The Toronto Maple Leafs perfected this art during their tear-down two seasons ago, the subsequent announcement that there would be “pain” and the management of expectations that followed.

But eventually every team gets to one of two places: Either it reaches the Promised Land by winning a championship or it hits that point where the narrative goes off script and the fans stop believing what they’ve been sold.

That’s exactly where the Toronto Raptors find themselves following their four-game sweep at the hands of the Cleveland Cavaliers that wrapped up Sunday afternoon.

Four years ago, when the Raptors unexpectedly reached the playoffs for the first time in six seasons in an eventual seven-game first-round loss to the Brooklyn Nets, they had an appealing story to tell.

Back then, the Raptors promoted themselves as an organization that would no longer be pushed around (“F*** Brooklyn”), would no longer be the NBA’s forgotten franchise (“We The North!”) and with a trio of young stars in DeMar DeRozan, Kyle Lowry and Jonas Valanciunas, were ready to climb their way to the very top of the NBA and eventually win a championship.

When they fell in four games to Washington during the first round in the spring of 2015, few were questioning the overall direction of things, despite the disappointment.  This year’s loss to the Cavaliers, however, is different.
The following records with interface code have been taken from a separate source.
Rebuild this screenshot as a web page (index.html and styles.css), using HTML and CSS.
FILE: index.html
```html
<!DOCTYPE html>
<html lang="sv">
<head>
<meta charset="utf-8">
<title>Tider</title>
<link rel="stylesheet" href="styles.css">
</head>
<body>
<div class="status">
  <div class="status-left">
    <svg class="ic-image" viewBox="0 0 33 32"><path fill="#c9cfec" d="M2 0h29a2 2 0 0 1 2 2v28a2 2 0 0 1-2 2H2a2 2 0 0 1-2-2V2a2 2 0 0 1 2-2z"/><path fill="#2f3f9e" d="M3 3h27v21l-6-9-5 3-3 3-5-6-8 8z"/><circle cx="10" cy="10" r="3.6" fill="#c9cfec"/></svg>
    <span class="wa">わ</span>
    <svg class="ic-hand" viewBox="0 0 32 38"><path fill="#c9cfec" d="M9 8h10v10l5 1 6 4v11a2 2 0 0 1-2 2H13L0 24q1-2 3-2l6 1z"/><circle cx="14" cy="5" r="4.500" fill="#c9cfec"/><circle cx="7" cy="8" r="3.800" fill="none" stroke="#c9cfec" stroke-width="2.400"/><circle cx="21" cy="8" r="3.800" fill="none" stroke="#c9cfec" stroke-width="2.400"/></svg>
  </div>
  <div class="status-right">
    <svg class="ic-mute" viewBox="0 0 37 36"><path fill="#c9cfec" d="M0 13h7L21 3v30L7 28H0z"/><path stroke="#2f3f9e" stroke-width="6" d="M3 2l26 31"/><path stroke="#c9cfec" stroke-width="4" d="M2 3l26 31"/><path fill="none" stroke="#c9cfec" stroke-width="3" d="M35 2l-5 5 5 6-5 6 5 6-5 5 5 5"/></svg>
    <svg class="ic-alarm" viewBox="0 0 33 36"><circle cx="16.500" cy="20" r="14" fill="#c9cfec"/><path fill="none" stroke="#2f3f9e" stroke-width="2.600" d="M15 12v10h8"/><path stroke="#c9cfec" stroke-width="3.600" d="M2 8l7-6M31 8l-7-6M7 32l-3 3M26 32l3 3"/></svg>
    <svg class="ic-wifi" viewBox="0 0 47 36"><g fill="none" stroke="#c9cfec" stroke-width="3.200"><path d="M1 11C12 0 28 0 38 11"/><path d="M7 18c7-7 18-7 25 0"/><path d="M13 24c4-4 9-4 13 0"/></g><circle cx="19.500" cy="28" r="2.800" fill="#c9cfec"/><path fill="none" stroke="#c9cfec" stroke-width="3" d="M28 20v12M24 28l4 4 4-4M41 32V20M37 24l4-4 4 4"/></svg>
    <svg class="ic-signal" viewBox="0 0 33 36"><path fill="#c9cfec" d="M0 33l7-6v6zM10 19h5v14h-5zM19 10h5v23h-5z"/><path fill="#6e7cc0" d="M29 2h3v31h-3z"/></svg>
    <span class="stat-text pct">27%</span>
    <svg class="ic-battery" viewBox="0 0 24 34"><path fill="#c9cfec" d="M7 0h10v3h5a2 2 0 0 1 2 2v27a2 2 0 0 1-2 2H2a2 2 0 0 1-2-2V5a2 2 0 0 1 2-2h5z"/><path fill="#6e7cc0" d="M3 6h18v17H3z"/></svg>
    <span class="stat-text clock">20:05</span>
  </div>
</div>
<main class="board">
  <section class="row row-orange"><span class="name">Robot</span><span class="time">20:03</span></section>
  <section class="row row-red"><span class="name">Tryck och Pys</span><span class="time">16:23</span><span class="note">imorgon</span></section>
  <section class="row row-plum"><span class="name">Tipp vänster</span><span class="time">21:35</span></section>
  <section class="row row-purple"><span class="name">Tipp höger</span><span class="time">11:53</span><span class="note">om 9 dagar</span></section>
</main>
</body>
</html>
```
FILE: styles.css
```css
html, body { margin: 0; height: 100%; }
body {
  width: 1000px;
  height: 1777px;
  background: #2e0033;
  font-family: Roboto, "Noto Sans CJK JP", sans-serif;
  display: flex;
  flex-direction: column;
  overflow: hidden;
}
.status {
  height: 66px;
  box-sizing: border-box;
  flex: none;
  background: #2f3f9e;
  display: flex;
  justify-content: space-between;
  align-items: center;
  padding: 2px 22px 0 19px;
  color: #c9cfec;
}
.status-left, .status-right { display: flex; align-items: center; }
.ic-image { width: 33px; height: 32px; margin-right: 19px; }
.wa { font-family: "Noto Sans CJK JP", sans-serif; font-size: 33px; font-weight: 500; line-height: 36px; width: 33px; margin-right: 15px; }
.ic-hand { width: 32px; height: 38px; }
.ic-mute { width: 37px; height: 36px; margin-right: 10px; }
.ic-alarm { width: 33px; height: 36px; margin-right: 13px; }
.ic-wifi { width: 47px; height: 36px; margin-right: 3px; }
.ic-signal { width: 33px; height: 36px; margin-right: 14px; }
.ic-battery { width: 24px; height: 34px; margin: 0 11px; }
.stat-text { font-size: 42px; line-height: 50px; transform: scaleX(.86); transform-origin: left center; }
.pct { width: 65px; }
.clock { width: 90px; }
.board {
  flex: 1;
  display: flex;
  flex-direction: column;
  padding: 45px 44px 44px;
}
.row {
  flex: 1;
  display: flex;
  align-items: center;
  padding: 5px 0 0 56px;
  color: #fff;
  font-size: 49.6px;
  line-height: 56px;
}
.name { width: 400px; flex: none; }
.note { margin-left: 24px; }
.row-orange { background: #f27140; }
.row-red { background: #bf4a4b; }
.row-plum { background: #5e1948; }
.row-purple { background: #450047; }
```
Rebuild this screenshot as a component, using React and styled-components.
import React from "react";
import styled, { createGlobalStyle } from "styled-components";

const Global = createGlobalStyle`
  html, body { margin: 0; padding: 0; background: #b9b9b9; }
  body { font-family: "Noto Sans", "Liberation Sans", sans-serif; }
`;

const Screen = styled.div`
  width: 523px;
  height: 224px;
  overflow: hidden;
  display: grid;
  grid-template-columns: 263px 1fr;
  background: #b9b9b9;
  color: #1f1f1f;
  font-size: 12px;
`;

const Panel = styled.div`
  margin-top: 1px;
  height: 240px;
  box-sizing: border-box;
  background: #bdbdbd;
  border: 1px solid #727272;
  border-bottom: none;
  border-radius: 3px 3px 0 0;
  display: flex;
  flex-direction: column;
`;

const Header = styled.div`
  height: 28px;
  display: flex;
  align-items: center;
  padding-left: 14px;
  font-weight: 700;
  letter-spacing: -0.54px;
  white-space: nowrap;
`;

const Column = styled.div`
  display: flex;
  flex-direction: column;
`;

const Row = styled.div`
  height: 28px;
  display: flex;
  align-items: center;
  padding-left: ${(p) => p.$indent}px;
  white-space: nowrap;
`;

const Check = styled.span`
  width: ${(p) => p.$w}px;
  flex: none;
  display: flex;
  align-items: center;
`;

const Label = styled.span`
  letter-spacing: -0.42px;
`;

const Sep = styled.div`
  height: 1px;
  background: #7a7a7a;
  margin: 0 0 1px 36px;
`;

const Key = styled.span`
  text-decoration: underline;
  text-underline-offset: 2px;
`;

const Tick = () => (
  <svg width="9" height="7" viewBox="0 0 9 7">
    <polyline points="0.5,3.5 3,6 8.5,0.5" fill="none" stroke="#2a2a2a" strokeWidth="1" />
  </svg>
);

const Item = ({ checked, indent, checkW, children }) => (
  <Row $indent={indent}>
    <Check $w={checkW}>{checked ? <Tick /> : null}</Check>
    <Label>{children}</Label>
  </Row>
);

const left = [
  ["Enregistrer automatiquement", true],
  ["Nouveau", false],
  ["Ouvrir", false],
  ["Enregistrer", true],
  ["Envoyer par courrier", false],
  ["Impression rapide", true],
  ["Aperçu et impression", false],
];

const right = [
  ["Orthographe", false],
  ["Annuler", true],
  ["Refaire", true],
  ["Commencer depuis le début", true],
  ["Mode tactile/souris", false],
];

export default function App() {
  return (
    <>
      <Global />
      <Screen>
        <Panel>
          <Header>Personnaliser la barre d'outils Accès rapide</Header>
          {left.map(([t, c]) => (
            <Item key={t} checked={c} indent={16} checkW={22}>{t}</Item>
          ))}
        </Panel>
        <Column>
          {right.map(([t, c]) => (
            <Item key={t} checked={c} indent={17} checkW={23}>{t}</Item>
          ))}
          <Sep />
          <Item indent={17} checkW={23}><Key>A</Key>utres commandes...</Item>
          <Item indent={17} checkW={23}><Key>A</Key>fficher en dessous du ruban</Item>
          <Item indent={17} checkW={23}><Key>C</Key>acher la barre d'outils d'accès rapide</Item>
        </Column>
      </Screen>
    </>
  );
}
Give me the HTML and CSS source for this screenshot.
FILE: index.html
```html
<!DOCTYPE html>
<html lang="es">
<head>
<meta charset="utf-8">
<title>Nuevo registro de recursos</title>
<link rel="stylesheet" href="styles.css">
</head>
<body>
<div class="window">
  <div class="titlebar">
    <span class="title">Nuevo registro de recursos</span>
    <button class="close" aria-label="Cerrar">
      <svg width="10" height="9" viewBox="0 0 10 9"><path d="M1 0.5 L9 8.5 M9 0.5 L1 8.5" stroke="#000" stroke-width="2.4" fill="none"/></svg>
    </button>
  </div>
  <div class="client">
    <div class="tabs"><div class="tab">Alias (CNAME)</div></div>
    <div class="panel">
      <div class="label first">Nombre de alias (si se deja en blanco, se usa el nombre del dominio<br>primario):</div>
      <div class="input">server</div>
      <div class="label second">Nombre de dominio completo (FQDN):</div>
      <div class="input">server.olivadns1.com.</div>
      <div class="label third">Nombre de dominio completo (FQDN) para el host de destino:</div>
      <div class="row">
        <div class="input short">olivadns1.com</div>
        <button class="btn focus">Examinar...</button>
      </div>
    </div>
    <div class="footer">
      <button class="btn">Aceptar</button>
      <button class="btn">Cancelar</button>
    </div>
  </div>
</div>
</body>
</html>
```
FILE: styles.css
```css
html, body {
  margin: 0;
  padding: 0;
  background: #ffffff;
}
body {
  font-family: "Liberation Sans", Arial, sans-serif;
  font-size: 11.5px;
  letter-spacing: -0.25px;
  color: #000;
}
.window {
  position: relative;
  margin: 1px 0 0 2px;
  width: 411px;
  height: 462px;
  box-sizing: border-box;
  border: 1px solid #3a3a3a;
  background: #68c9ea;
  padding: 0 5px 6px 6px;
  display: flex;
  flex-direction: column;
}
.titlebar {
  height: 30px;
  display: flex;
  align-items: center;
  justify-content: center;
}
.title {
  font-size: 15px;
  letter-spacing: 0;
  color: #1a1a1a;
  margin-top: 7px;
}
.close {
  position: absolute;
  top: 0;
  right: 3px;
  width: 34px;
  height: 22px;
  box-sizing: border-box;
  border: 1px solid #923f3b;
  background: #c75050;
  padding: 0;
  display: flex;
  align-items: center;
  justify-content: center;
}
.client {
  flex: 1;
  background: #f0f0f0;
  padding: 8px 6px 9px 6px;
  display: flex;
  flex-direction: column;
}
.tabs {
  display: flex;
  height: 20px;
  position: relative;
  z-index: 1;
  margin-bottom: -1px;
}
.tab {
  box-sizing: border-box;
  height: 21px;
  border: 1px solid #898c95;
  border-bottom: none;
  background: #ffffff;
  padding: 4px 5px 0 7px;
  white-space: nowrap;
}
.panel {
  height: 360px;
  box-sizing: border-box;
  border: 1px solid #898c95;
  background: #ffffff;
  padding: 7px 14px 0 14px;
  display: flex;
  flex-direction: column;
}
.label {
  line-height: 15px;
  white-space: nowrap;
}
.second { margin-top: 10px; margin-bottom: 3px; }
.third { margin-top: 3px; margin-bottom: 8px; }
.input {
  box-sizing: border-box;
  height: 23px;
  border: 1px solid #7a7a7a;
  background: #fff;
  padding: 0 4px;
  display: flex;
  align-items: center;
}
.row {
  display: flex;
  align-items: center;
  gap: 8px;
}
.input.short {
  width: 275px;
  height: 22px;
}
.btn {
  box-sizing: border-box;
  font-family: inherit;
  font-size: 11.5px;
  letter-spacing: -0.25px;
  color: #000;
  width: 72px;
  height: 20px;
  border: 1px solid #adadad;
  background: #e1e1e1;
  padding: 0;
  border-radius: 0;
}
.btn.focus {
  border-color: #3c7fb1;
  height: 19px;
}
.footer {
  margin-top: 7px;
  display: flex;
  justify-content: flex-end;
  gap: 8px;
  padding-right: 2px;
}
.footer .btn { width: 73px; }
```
In losing to Cleveland in six games during the Eastern Conference final one year ago, the Raptors got a clear sense of where they stood in comparison to LeBron James and company. So this season was always going to be about, at the very least, trying to close that gap.

But after having a year to study and come up with a plan for the Cavaliers – one that included adding two key pieces in Serge Ibaka and P.J. Tucker at this year’s NBA trade deadline – it turns out that the gap between the Cavaliers and the Raptors has actually widened.

Sure the Raptors were without Kyle Lowry in Games 3 and 4, but they were closer to the Cavs in both games without Lowry than they were with him during the first two games of the series.

With Lowry turning 32 before next year’s playoffs and eligible for free agency and a hefty pay raise this summer, it’s not as simple as saying we’ll get ‘em next year.

Are Ibaka and Tucker worth bringing back, since they were supposed to be a big part of the solution against Cleveland?  Can anyone imagine Patrick Patterson or DeMarre Carroll as part of a championship squad?

The Raptors, as currently constructed, are no longer a young and upcoming team. Their style of play is out of sync with the direction the NBA is heading and there is ample evidence that they could be chasing more than just the Cavaliers in the Eastern Conference very soon.

So what exactly is the story the Raptors sell to their fans going into this off-season? That’s a heck of a question, because bringing back the band for another round simply isn’t going to do it.

DeRozan’s comment that the Raptors would have beaten Cleveland had LeBron James been on their team may seem like a player simply speaking the obvious truth. But it’s also speaks to the lack of belief among one of Toronto’s star players. And when one of your two best players openly expresses a hopeless view of facing the Cavaliers and the other (Lowry) displays body language that seems to echo DeRozan’s words, what exactly is the message to the fans?

It’s that once again Toronto is getting sand kicked in its face, (think of LeBron grabbing that beer, or spinning the ball on his finger before taking that three) which is exactly the kind of thing team president Masai Ujiri was trying to do away with when he arrived four years ago.

These past four seasons represent the most successful period in Raptors history.

There have been a lot of great nights at the ACC, including the thrilling playoff drama of a team getting to places it had never previously been.

But Toronto needs a new story to tell.

And you simply can’t do that without changing at least some of the main characters.